Fin dalle prime scene del film, due scelte fondamentali del regista appaiono subito evidenti. La prima è la scelta di un montaggio e di una regia decisamente inusuali per gli standard odierni: picture in picture, split screen e dissolvenze incrociate sono solo alcune delle tecniche che Lee sceglie di utilizzare per regalarci un effetto da fumetto, e bisogna dire che in alcuni momenti sembra davvero di trovarsi di fronte a delle tavole animate prese direttamente da un albo della Marvel. Il secondo elemento che non si può non notare è l'approfondimento psicologico del protagonista, e del suo rapporto con il suo lavoro, con Betty e soprattutto con il padre, presente nella prima ora: più che un film d'azione, sembra di avere davanti un dramma psicologico "da tragedia greca".
Due aspetti significativi che avrebbero potuto effettivamente offrire quel "qualcosa in più" se fossero stati sfruttati con moderazione - cosa che purtroppo non avviene - ma che finiscono col rappresentare due tra i maggiori problemi della pellicola: l'eccessivo utilizzo di virtuosismi nella regia e nel montaggio, sebbene di sicuro interesse nelle prime apparizioni, incomincia ben presto a stancare (e ad innervosire) alla decima apparizione, finendo inevitabilmente col farsi odiare già a metà film quando il (lungo) arrivo degli elicotteri alla base militare è seguito da decine di camere e inquadrature diverse; il maggiore risalto degli aspetti psicologici dei protagonisti è effettivamente una buona idea, ma andava probabilmente meglio equilibrato tra la prima e la seconda parte, e non quasi esclusivamente nei primi 60 minuti come effettivamente avviene.
Se in più aggiungiamo anche la totale mancanza di humour (caso piuttosto raro per film di questo tipo), è evidente il perché della sensazione di stanchezza, se non noia, che, con tutta probabilità, colpirà la maggior parte degli spettatori, soprattutto considerando che il pubblico medio di un film del genere è abituato a ben altri ritmi.

Sceneggiatore e regista sembrano essersi resi conti di questo problema ed è così che, per accontentare il resto del pubblico voglioso di azione ed effetti speciali, la seconda parte del film è quasi esclusivamente dedita ad esplosioni, salti, combattimenti con cani mutanti, carri armati e chi più ne ha più ne metta. Diventa così quasi impossibile cercare di ricordare quale fosse il senso di tutti quei bei discorsi fatti nella prima metà, d'altronde quando si ha di fronte una massa muscolare verde grossa come una montagna che salta e corre con l'agilità di una lepre, filosofia e psicologia lasciano il tempo che trovano.

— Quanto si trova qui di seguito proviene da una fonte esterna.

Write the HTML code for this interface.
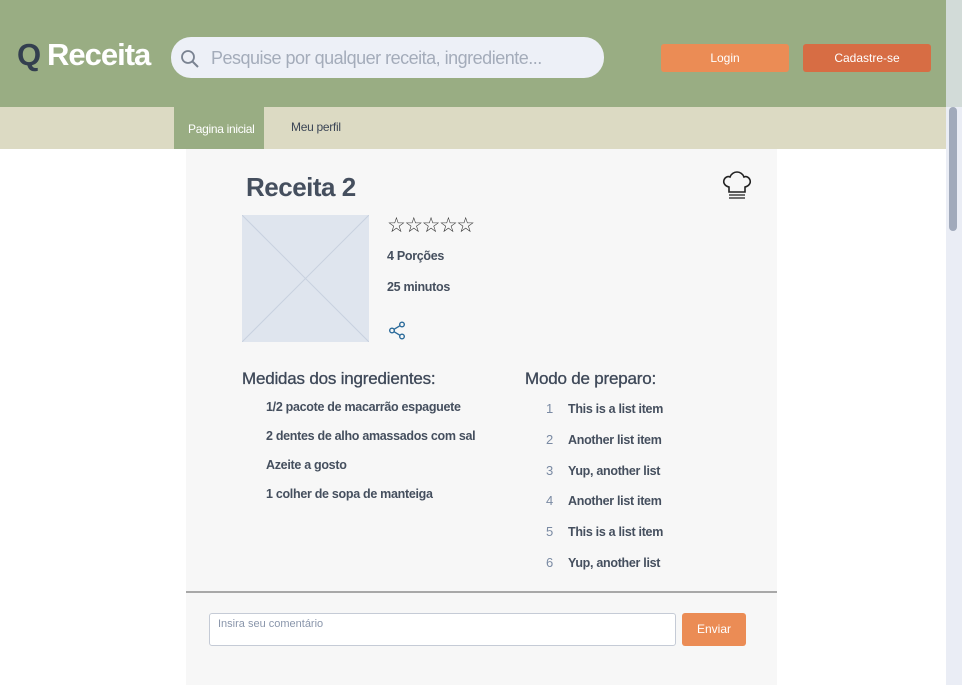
<!DOCTYPE html>
<html><head><meta charset="utf-8"><style>
*{margin:0;padding:0;box-sizing:border-box}
body{width:962px;height:685px;overflow:hidden;background:#fff;font-family:"Liberation Sans",sans-serif;position:relative;color:#454f5e}
.a{position:absolute;white-space:nowrap}
</style></head><body>
<div class="a" style="left:0;top:0;width:946px;height:107px;background:#99ad83"></div>
<div class="a" style="left:0;top:107px;width:946px;height:42px;background:#dcdac3"></div>
<div class="a" style="left:174px;top:107px;width:90px;height:42px;background:#99ad83"></div>
<div class="a" style="left:188px;top:122px;font-size:12px;color:#fff;letter-spacing:-0.3px">Pagina inicial</div>
<div class="a" style="left:291px;top:120px;font-size:12px;color:#3c4656;letter-spacing:-0.3px">Meu perfil</div>
<div class="a" style="left:17px;top:37px;font-size:31px;font-weight:bold;color:#333f4f">Q</div>
<div class="a" style="left:47px;top:37px;font-size:31px;font-weight:bold;color:#fff;letter-spacing:-1px">Receita</div>
<div class="a" style="left:171px;top:37px;width:433px;height:41px;background:#edf0f7;border-radius:20px"></div>
<svg class="a" style="left:180px;top:49px" width="20" height="20" viewBox="0 0 20 20"><circle cx="8" cy="8" r="6" fill="none" stroke="#7a8392" stroke-width="1.8"/><path d="M12.5 12.5L18 18" stroke="#7a8392" stroke-width="2"/></svg>
<div class="a" style="left:211px;top:48px;font-size:18px;color:#a4acba;letter-spacing:-0.5px">Pesquise por qualquer receita, ingrediente...</div>
<div class="a" style="left:661px;top:44px;width:128px;height:28px;background:#eb8c55;border-radius:3px;color:#fff;font-size:12px;text-align:center;line-height:28px">Login</div>
<div class="a" style="left:803px;top:44px;width:128px;height:28px;background:#d76d44;border-radius:3px;color:#fff;font-size:12px;text-align:center;line-height:28px">Cadastre-se</div>
<div class="a" style="left:946px;top:0;width:16px;height:107px;background:#d2dbd8"></div>
<div class="a" style="left:946px;top:107px;width:16px;height:578px;background:#eaedf5"></div>
<div class="a" style="left:949px;top:107px;width:8px;height:124px;background:#a1aabb;border-radius:4px"></div>
<div class="a" style="left:186px;top:149px;width:591px;height:536px;background:#f7f7f7"></div>
<div class="a" style="left:186px;top:591px;width:591px;height:2px;background:#a8a8a8"></div>
<div class="a" style="left:246px;top:172px;font-size:26px;font-weight:bold;color:#454f5e;letter-spacing:-0.5px">Receita 2</div>
<svg class="a" style="left:722px;top:171px" width="30" height="32" viewBox="0 0 30 32"><path d="M7 21V16C3 15 1 12 2 9C3 6 6 5 8 6C9 3 12 1 15 1C18 1 21 3 22 6C24 5 27 6 28 9C29 12 27 15 23 16V21Z" fill="none" stroke="#222" stroke-width="1.6"/><path d="M7 24H23M7 27H23" stroke="#444" stroke-width="1.4"/></svg>
<svg class="a" style="left:242px;top:215px" width="127" height="127"><rect width="127" height="127" fill="#dfe5ee"/><path d="M0 0L127 127M127 0L0 127" stroke="#c8d1df" stroke-width="1"/></svg>
<div class="a" style="left:387px;top:213px;font-size:21px;color:#333;letter-spacing:-1.5px">☆☆☆☆☆</div>
<div class="a" style="left:387px;top:249px;font-size:12.5px;font-weight:bold;letter-spacing:-0.3px">4 Porções</div>
<div class="a" style="left:387px;top:280px;font-size:12.5px;font-weight:bold;letter-spacing:-0.3px">25 minutos</div>
<svg class="a" style="left:388px;top:321px" width="18" height="19" viewBox="0 0 18 19"><circle cx="14" cy="3.5" r="2.3" fill="none" stroke="#2a6a9a" stroke-width="1.4"/><circle cx="4" cy="9.5" r="2.3" fill="none" stroke="#2a6a9a" stroke-width="1.4"/><circle cx="14" cy="15.5" r="2.3" fill="none" stroke="#2a6a9a" stroke-width="1.4"/><path d="M6 8.3L12 4.7M6 10.7L12 14.3" stroke="#2a6a9a" stroke-width="1.4"/></svg>
<div class="a" style="left:242px;top:369px;font-size:17px;letter-spacing:-0.2px;color:#3e4858;-webkit-text-stroke:0.3px #3e4858">Medidas dos ingredientes:</div>
<div class="a" style="left:266px;top:393px;font-size:12.5px;font-weight:bold;line-height:29px;letter-spacing:-0.3px">1/2 pacote de macarrão espaguete<br>2 dentes de alho amassados com sal<br>Azeite a gosto<br>1 colher de sopa de manteiga</div>
<div class="a" style="left:525px;top:369px;font-size:17px;letter-spacing:-0.2px;color:#3e4858;-webkit-text-stroke:0.3px #3e4858">Modo de preparo:</div>
<div class="a" style="left:546px;top:394px;font-size:13px;color:#7a8aa3;line-height:30.8px">1<br>2<br>3<br>4<br>5<br>6</div>
<div class="a" style="left:568px;top:394px;font-size:12.5px;font-weight:bold;line-height:30.8px;letter-spacing:-0.3px">This is a list item<br>Another list item<br>Yup, another list<br>Another list item<br>This is a list item<br>Yup, another list</div>
<div class="a" style="left:209px;top:613px;width:467px;height:33px;background:#fff;border:1px solid #c5cbd6;border-radius:3px"></div>
<div class="a" style="left:218px;top:618px;font-size:11px;color:#8a96ab">Insira seu comentário</div>
<div class="a" style="left:682px;top:613px;width:64px;height:33px;background:#eb8c55;border-radius:3px;color:#fff;font-size:12px;text-align:center;line-height:33px">Enviar</div>
</body></html>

La realizzazione dell' Hulk digitale di cui tanto si era parlato è sicuramente apprezzabile, anche se, di questi tempi, di certo non strabiliante, e nonostante in qualche momento non possa non far pensare ad uno Shrek più muscoloso e meno espressivo, svolge più che bene il suo lavoro. Altrettanto ci piacerebbe dire della sua controparte in carne ed ossa, l'attore Eric Bana, che in quanto ad espressività si avvicina ai livelli del granitico gigante verde, ovvero zero: chi l'avrebbe mai detto che saremmo arrivati a rimpiangere perfino il Lou Ferrigno dell'omonima serie tv!
Passando agli altri attori protagonisti la musica per fortuna cambia visto che la bellissima Jennifer Connelly ci regala una nuova splendida performance come da suoi ultimi standard (vedi A Beautiful Mind e Requiem for a Dream) e altrettanto fa Sam Elliott nel ruolo del padre, il Maggiore Ross, ma la parte del mattatore spetta al solito Nick Nolte che intepreta magistralmente David Banner, ruolo che potrebbe aprirgli le strade alla terza nomination agli Oscar e, chissà, alla prima statuetta.

In conclusione, Hulk è effettivamente un tentativo di realizzare un film sofisticato e d'autore partendo da una base prettamente commerciale come quella, appunto, di uno dei fumetti più famosi del mondo, ma il risultato è poco più che sufficiente: oltre a tanti buoni propositi rimane solo un film tecnicamente valido ed in parte anche originale, ma troppo poco equilibrato.